Reminds me of footage they have shown several times on (IIRC) Hist. Chan. Two Russian pilots clip each others wings at an air show; both planes crash in huge fireballs. Then, you see the parachutes. Soon, you see a pilot, in full flight suit walking out of the smoke, carrying his helmet. He pauses, lights up a cigarette, and saunters on. This guy was cool (Kool?). It occurred to me upon at least one viewing that reminding this particular pilot that smoking was bad for his health was a bit redundant.
Apparently at least one schnook has so expired. Another thundberbird pilot:And another thing. When I see these narrow escapes, I always wonder if some poor schnook has ever safely ejected and then landed in his own fireball.
The first was the death of Major Joe Howard flying Thunderbird 3 on June 4, 1972 at Dulles Airport, during Transpo 72. His Phantom (F-4E s/n# 66-0321) experienced a structural failure of the horizontal stabilizer. Maj Howard ejected as the aircraft fell back to earth from about 1,500 feet tail first and descended under a good canopy, but was too close to the explosion fireball and did not survive.

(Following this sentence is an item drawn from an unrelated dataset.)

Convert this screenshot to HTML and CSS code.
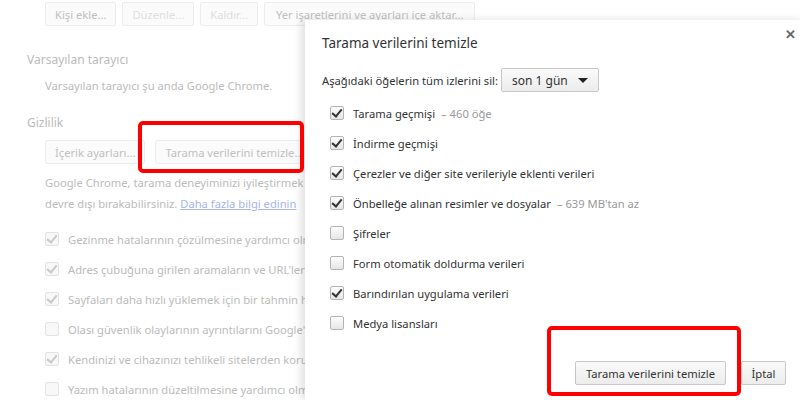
FILE: index.html
```html
<!DOCTYPE html>
<html lang="tr">
<head>
    <meta charset="UTF-8">
    <title>Ayarlar</title>
    <link rel="stylesheet" href="styles.css">
</head>
<body>

    <div class="settings">
        <div class="btn-row top">
            <button class="btn">Kişi ekle...</button>
            <button class="btn off">Düzenle...</button>
            <button class="btn off">Kaldır...</button>
            <button class="btn">Yer işaretlerini ve ayarları içe aktar...</button>
        </div>

        <h3 class="section">Varsayılan tarayıcı</h3>
        <p class="line">Varsayılan tarayıcı şu anda Google Chrome.</p>

        <h3 class="section privacy">Gizlilik</h3>
        <div class="btn-row wide">
            <button class="btn">İçerik ayarları...</button>
            <button class="btn">Tarama verilerini temizle...</button>
        </div>
        <p class="para">Google Chrome, tarama deneyiminizi iyileştirmek için web hizmetlerini kullanabilir. İsteğe bağlı olarak bu hizmetleri<br>devre dışı bırakabilirsiniz. <a href="#">Daha fazla bilgi edinin</a></p>

        <ul class="checks">
            <li><span class="cb on"></span>Gezinme hatalarının çözülmesine yardımcı olması için bir web hizmeti kullan</li>
            <li><span class="cb on"></span>Adres çubuğuna girilen aramaların ve URL'lerin tamamlanmasına yardımcı olması için bir tahmin hizmeti kullan</li>
            <li><span class="cb on"></span>Sayfaları daha hızlı yüklemek için bir tahmin hizmeti kullan</li>
            <li><span class="cb"></span>Olası güvenlik olaylarının ayrıntılarını Google'a otomatik olarak bildir</li>
            <li><span class="cb on"></span>Kendinizi ve cihazınızı tehlikeli sitelerden koruyun</li>
            <li><span class="cb"></span>Yazım hatalarının düzeltilmesine yardımcı olması için bir web hizmeti kullan</li>
        </ul>
    </div>

    <div class="dialog">
        <div class="dialog-head">
            <h2>Tarama verilerini temizle</h2>
            <span class="close">&#x2715;</span>
        </div>
        <div class="period">
            <span>Aşağıdaki öğelerin tüm izlerini sil:</span>
            <div class="select">son 1 gün <span class="arrow"></span></div>
        </div>
        <ul class="items">
            <li><span class="cb on"></span>Tarama geçmişi <span class="note">&ndash; 460 öğe</span></li>
            <li><span class="cb on"></span>İndirme geçmişi</li>
            <li><span class="cb on"></span>Çerezler ve diğer site verileriyle eklenti verileri</li>
            <li><span class="cb on"></span>Önbelleğe alınan resimler ve dosyalar <span class="note">&ndash; 639 MB'tan az</span></li>
            <li><span class="cb"></span>Şifreler</li>
            <li><span class="cb"></span>Form otomatik doldurma verileri</li>
            <li><span class="cb on"></span>Barındırılan uygulama verileri</li>
            <li><span class="cb"></span>Medya lisansları</li>
        </ul>
        <div class="actions">
            <button class="btn main">Tarama verilerini temizle</button>
            <button class="btn">İptal</button>
        </div>
    </div>

    <!-- highlight boxes from the screenshot -->
    <div class="mark mark-left"></div>
    <div class="mark mark-right"></div>

</body>
</html>
```

FILE: styles.css
```css
body {
    margin: 0;
    background: #fff;
    font-family: "Noto Sans", "Open Sans", sans-serif;
    font-size: 11.2px;
    color: #333;
    width: 800px;
    height: 400px;
    overflow: hidden;
    position: relative;
}

.settings {
    padding-left: 27px;
    color: #bbb;
    white-space: nowrap;
}

.btn {
    font-family: inherit;
    font-size: 11.2px;
    color: #444;
    height: 24px;
    padding: 0 9px;
    border: 1px solid #c8c8c8;
    border-radius: 2px;
    background: linear-gradient(#fafafa, #ececec);
    white-space: nowrap;
    cursor: pointer;
}

.settings .btn {
    color: #c0c0c0;
    border-color: #ececec;
    background: #fbfbfb;
}

.settings .btn.off {
    color: #dedede;
}

.btn-row {
    display: flex;
    gap: 6px;
    padding-left: 18px;
}

.btn-row.top {
    margin-top: 2px;
}

.btn-row.top .btn:last-child {
    padding: 0 11px;
}

.btn-row.wide {
    gap: 10px;
    margin-top: 7px;
}

.section {
    margin: 24px 0 0;
    font-size: 12px;
    font-weight: normal;
    line-height: 20px;
}

.section.privacy {
    margin-top: 17px;
}

.line {
    margin: 6px 0 0 18px;
    line-height: 20px;
}

.para {
    margin: 8px 0 0 18px;
    line-height: 21px;
}

.para a {
    color: #a8b4ea;
}

.checks,
.items {
    list-style: none;
    margin: 0;
    padding: 0;
}

.checks {
    width: 260px;
    overflow: hidden;
    margin: 10px 0 0 18px;
}

.checks li,
.items li {
    display: flex;
    align-items: center;
    height: 30px;
    white-space: nowrap;
}

.cb {
    flex: none;
    width: 12px;
    height: 12px;
    margin-right: 9px;
    border: 1px solid #b4b4b4;
    border-radius: 2px;
    background: linear-gradient(#fdfdfd, #e6e6e6);
    position: relative;
}

.cb.on::after {
    content: "";
    position: absolute;
    left: 3px;
    top: 0px;
    width: 4px;
    height: 8px;
    border: solid #333;
    border-width: 0 2px 2px 0;
    transform: rotate(40deg);
}

.settings .cb {
    border-color: #e2e2e2;
    background: #f8f8f8;
}

.settings .cb.on::after {
    border-color: #c8c8c8;
}

.dialog {
    position: absolute;
    left: 305px;
    top: 20px;
    width: 500px;
    height: 380px;
    background: #fff;
    box-shadow: -4px 0 8px rgba(0, 0, 0, 0.12);
    padding: 0 19px 0 17px;
    box-sizing: border-box;
}

.dialog-head {
    display: flex;
    align-items: center;
    height: 46px;
}

.dialog-head h2 {
    margin: 0;
    font-size: 13.5px;
    font-weight: normal;
    color: #333;
}

.close {
    position: absolute;
    left: 480px;
    top: 5px;
    font-size: 13px;
    font-weight: bold;
    color: #666;
}

.period {
    display: flex;
    align-items: center;
    gap: 3px;
    height: 28px;
}

.select {
    display: flex;
    align-items: center;
    justify-content: space-between;
    box-sizing: border-box;
    width: 98px;
    height: 24px;
    padding: 0 10px 0 10px;
    border: 1px solid #c8c8c8;
    border-radius: 2px;
    background: linear-gradient(#fafafa, #ececec);
    font-size: 12px;
}

.arrow {
    width: 0;
    height: 0;
    border-left: 5px solid transparent;
    border-right: 5px solid transparent;
    border-top: 5px solid #222;
}

.items {
    margin: 4px 0 0 8px;
}

.note {
    color: #999;
    margin-left: 6px;
}

.actions {
    display: flex;
    justify-content: flex-end;
    gap: 15px;
    margin-top: 23px;
}

.actions .btn {
    height: 24px;
    color: #333;
}

.actions .main {
    padding: 0 10px;
}

.actions .main + .btn {
    width: 45px;
    padding: 0;
}

.mark {
    position: absolute;
    border: 4px solid #ff0000;
    border-radius: 5px;
}

.mark-left {
    left: 138px;
    top: 121px;
    width: 158px;
    height: 44px;
}

.mark-right {
    left: 547px;
    top: 326px;
    width: 186px;
    height: 62px;
}
```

Cool vid - pilot a cool hand as well, hung with it until 0.8 seconds before impact. Weird cause on that accident, according to Wiki. The pilots use above ground level (AGL) readings for their stunts - as in this vid in which he should have entered it at a minimum of 2500 feet AGL. But the instruments only showed altitude in readings above mean sea level (MSL). Since home base was 1100 feet lower MSL than the location of the show, he entered the stunt at only 1600 feet AGL - oops. I'm a tad confused about that cause though, I thought altimeters could be adjusted to reflect the MSL of the actual ground level at a certain location so pilots could minimize that whole running-out-of-sky problem.I saw this crash in person:
I was about 50 feet away from the camera so this was pretty much exactly what I saw.
The wreckage came very close to clobbering the control tower, as you can see.
There were several thousand spectators on the opposite side of the runways (across from the tower, behind the camera), so it was a good thing the pilot crashed on the other side.
The pilot actually ejected a split second before the crash, and got up and walked away, although it was a few minutes before the crowd knew that so for that brief period of time we thought we had just seen a man die. Very surreal.